The role of scientists and reporters in the area of public information and education will increase as science advances and new science emerge. Nurturing and creating science communicators is instrumental and ignoring this will be at our own peril.

One of the speakers pointed out that the problem for the scientist as a public communicator is the language that could almost have been devised to conceal information. Scientist must learn to say the simplest things.

I was amazed when Dr Prakash, the founder of AgBioWorld shared a definition of GM technology by Dr Jonathan Jones :

      "Adding a new gene is like adding an app in your iPhone - it just adds a function but it is still an iPhone."

You can relate, can't you?

                                                     We are Spartans!
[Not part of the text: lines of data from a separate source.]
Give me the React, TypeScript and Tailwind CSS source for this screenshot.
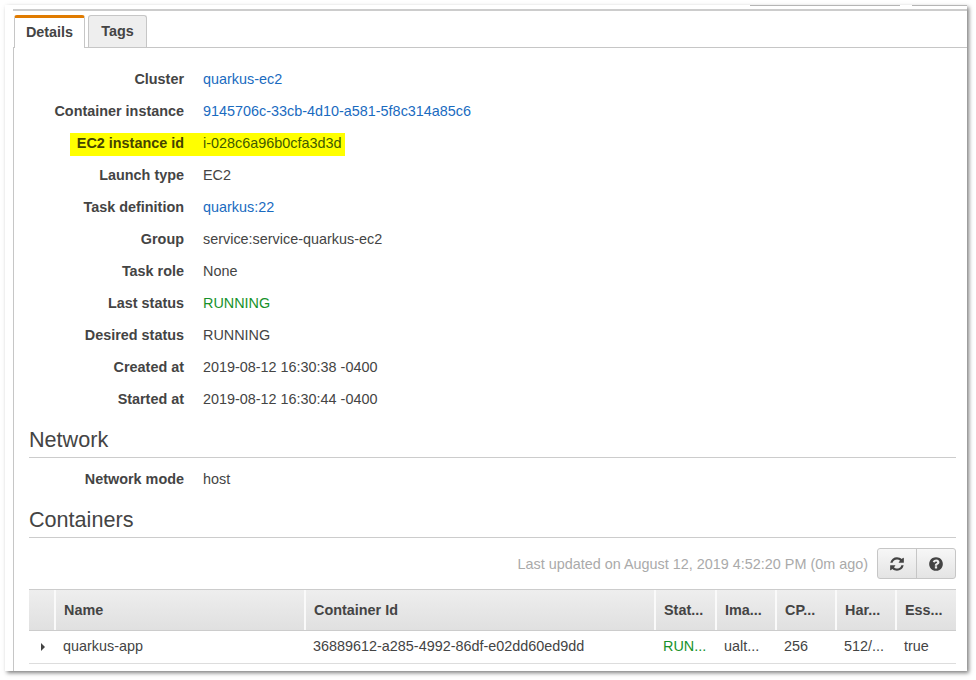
type Row = { label: string; value: string; tone?: "link" | "ok"; mark?: boolean };

const rows: Row[] = [
  { label: "Cluster", value: "quarkus-ec2", tone: "link" },
  { label: "Container instance", value: "9145706c-33cb-4d10-a581-5f8c314a85c6", tone: "link" },
  { label: "EC2 instance id", value: "i-028c6a96b0cfa3d3d", mark: true },
  { label: "Launch type", value: "EC2" },
  { label: "Task definition", value: "quarkus:22", tone: "link" },
  { label: "Group", value: "service:service-quarkus-ec2" },
  { label: "Task role", value: "None" },
  { label: "Last status", value: "RUNNING", tone: "ok" },
  { label: "Desired status", value: "RUNNING" },
  { label: "Created at", value: "2019-08-12 16:30:38 -0400" },
  { label: "Started at", value: "2019-08-12 16:30:44 -0400" },
];

const columns = [
  { title: "Name", width: "w-[250px]", value: "quarkus-app" },
  { title: "Container Id", width: "w-[350px]", value: "36889612-a285-4992-86df-e02dd60ed9dd" },
  { title: "Stat...", width: "w-[61px]", value: "RUN...", ok: true },
  { title: "Ima...", width: "w-[60px]", value: "ualt..." },
  { title: "CP...", width: "w-[60px]", value: "256" },
  { title: "Har...", width: "w-[60px]", value: "512/..." },
  { title: "Ess...", width: "w-[59px]", value: "true" },
];

function DetailRow({ row }: { row: Row }) {
  const toneClass =
    row.tone === "link"
      ? "text-[#1a6bbf]"
      : row.tone === "ok"
        ? "text-[#16922a]"
        : row.mark
          ? "text-[#3f5a00]"
          : "";
  return (
    <div className={`flex h-[32px] items-center ${row.mark ? "pl-[56px]" : ""}`}>
      <div className={row.mark ? "flex h-[23px] w-[275px] items-center bg-[#ffff00]" : "flex items-center"}>
        <div
          className={
            row.mark
              ? "w-[114px] text-right font-bold text-[#444400]"
              : "w-[170px] text-right font-bold"
          }
        >
          {row.label}
        </div>
        <div className={`ml-[19px] ${toneClass}`}>{row.value}</div>
      </div>
    </div>
  );
}

export default function App() {
  return (
    <div className="h-[680px] w-[976px] overflow-hidden bg-white pl-[5px] pt-[5px] font-['Liberation_Sans',Arial,sans-serif] text-[14.4px] text-[#444444]">
      <div className="h-[666px] w-[962px] bg-white pl-[8px] shadow-[2px_2px_4px_0px_rgba(0,0,0,0.5)]">
        {/* cut-off buttons above the panel */}
        <div className="flex h-[4px] items-start">
          <div className="ml-[737px] h-[1px] w-[150px] bg-[#b5b5b5]" />
          <div className="ml-[12px] h-[1px] w-[55px] bg-[#b5b5b5]" />
        </div>
        <div className="h-[39px] border-t-2 border-[#cccccc]">
          {/* Tabs */}
          <div className="flex h-[37px] items-end gap-[3px] border-b border-[#c6c6c6]">
            <div className="mb-[-1px] ml-[1px] flex h-[33px] w-[71px] items-center justify-center rounded-t-[3px] border-x border-t-[3px] border-[#c6c6c6] border-t-[#e07b00] bg-white pb-[1px] font-bold">
              Details
            </div>
            <div className="flex h-[32px] w-[59px] items-center justify-center rounded-t-[3px] border border-b-0 border-[#c6c6c6] bg-[#eeeeee] pt-[1px] font-bold">
              Tags
            </div>
          </div>
        </div>

        <div className="h-[623px] border-l border-[#c6c6c6] pl-[15px]">
          {/* Details */}
          <div className="-ml-[15px] pt-[16px]">
            {rows.map((row) => (
              <DetailRow key={row.label} row={row} />
            ))}
          </div>

          <h2 className="mt-[7px] h-[35px] w-[927px] border-b border-[#cccccc] text-[21.6px] leading-[34px]">
            Network
          </h2>
          <div className="-ml-[15px] mt-[6px]">
            <DetailRow row={{ label: "Network mode", value: "host" }} />
          </div>

          <h2 className="mt-[7px] h-[35px] w-[927px] border-b border-[#cccccc] text-[21.6px] leading-[34px]">
            Containers
          </h2>

          {/* Toolbar */}
          <div className="mt-[10px] flex w-[927px] items-center justify-end gap-[9px]">
            <span className="pt-[2px] text-[#aaaaaa]">Last updated on August 12, 2019 4:52:20 PM (0m ago)</span>
            <div className="flex h-[31px] w-[79px] rounded-[3px] border border-[#c6c6c6] bg-gradient-to-b from-[#f7f7f7] to-[#e4e4e4] text-[#444444]">
              <div className="flex w-[39px] items-center justify-center border-r border-[#c6c6c6]">
                <svg width="16" height="16" viewBox="0 0 1792 1792" fill="currentColor">
                  <path d="M1639 1056q0 5-1 7-64 268-268 434.500t-478 166.500q-146 0-282.500-55t-243.500-157l-129 129q-19 19-45 19t-45-19-19-45v-448q0-26 19-45t45-19h448q26 0 45 19t19 45-19 45l-137 137q71 66 161 102t187 36q134 0 250-65t186-179q11-17 53-117 8-23 30-23h192q13 0 22.500 9.500t9.500 22.500zm25-800v448q0 26-19 45t-45 19h-448q-26 0-45-19t-19-45 19-45l138-138q-148-137-349-137-134 0-250 65t-186 179q-11 17-53 117-8 23-30 23h-199q-13 0-22.500-9.500t-9.500-22.500v-7q65-268 270-434.500t480-166.500q146 0 284 55.500t245 156.500l130-129q19-19 45-19t45 19 19 45z" />
                </svg>
              </div>
              <div className="flex flex-1 items-center justify-center">
                <svg width="16" height="16" viewBox="0 0 1792 1792" fill="currentColor">
                  <path d="M1024 1376v-192q0-14-9-23t-23-9h-192q-14 0-23 9t-9 23v192q0 14 9 23t23 9h192q14 0 23-9t9-23zm256-672q0-88-55.500-163t-138.500-116-170-41q-243 0-371 213-15 24 8 42l132 100q7 6 19 6 16 0 25-12 53-68 86-92 34-24 86-24 48 0 85.500 26t37.500 59q0 38-20 61t-68 45q-63 28-115.500 86.500t-52.500 125.500v36q0 14 9 23t23 9h192q14 0 23-9t9-23q0-19 21.500-49.500t54.500-49.500q32-18 49-28.500t46-35 44.500-48 28-60.500 12.500-81zm384 192q0 209-103 385.500t-279.500 279.500-385.500 103-385.500-103-279.500-279.500-103-385.500 103-385.500 279.500-279.500 385.500-103 385.500 103 279.500 279.500 103 385.500z" />
                </svg>
              </div>
            </div>
          </div>

          {/* Table */}
          <div className="mt-[10px] w-[927px]">
            <div className="flex h-[42px] border-y border-[#cccccc] bg-gradient-to-b from-[#eeeeee] to-[#e0e0e0] font-bold">
              <div className="w-[27px] border-r-2 border-[#fafafa]" />
              {columns.map((col, i) => (
                <div
                  key={col.title}
                  className={`flex items-center pl-[8px] pt-[1px] ${col.width} ${i < columns.length - 1 ? "border-r-2 border-[#fafafa]" : ""}`}
                >
                  {col.title}
                </div>
              ))}
            </div>
            <div className="flex h-[33px] items-center border-b border-[#dddddd]">
              <div className="flex w-[27px] items-center justify-center">
                <svg width="6" height="8" viewBox="0 0 6 8" className="ml-[1px]">
                  <path d="M1 0 L5 4 L1 8 Z" fill="#444444" />
                </svg>
              </div>
              {columns.map((col) => (
                <div
                  key={col.title}
                  className={`pl-[7px] ${col.width} ${col.ok ? "text-[#16922a]" : ""}`}
                >
                  {col.value}
                </div>
              ))}
            </div>
          </div>
        </div>
      </div>
    </div>
  );
}
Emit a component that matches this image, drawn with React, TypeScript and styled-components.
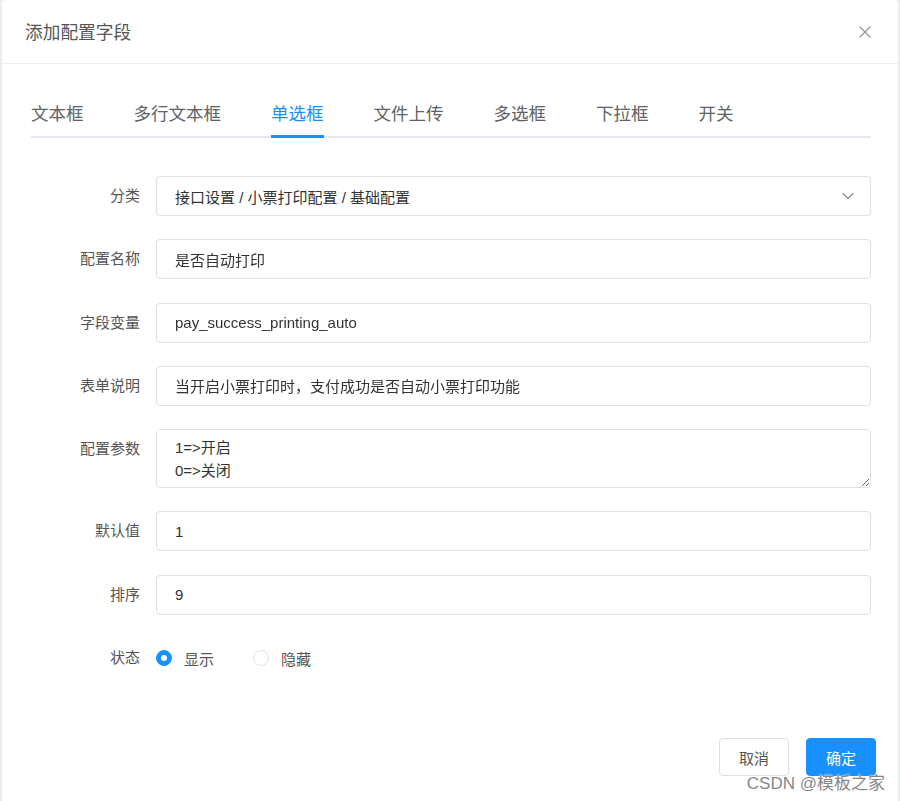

*Spartan is a term used for MSU alumni.


By Shamira Shamsuddin


4 comments:

Hamza said...

Wow. You are beautiful!

Anonymous said...

Hi Mira,

I'm currently preparing my academic article on Malaysian science journalism: the past and the future. Its very hard to trace back the history of science journalism in Malaysia as the reference is so limited. If you have any useful info to share, feel free to email me at nizamyusuff@yahoo.com. Have a nice day!

Anonymous said...

Hi Mira,

I'm currently preparing my academic article on Malaysian science journalism: the past and the future. Its very hard to trace back the history of science journalism in Malaysia as the reference is so limited. If you have any useful info to share, feel free to email me at nizamyusuff@yahoo.com. Have a nice day!

MABIC blog said...

Sure will share with you if i find anything useful. You have a nice day too.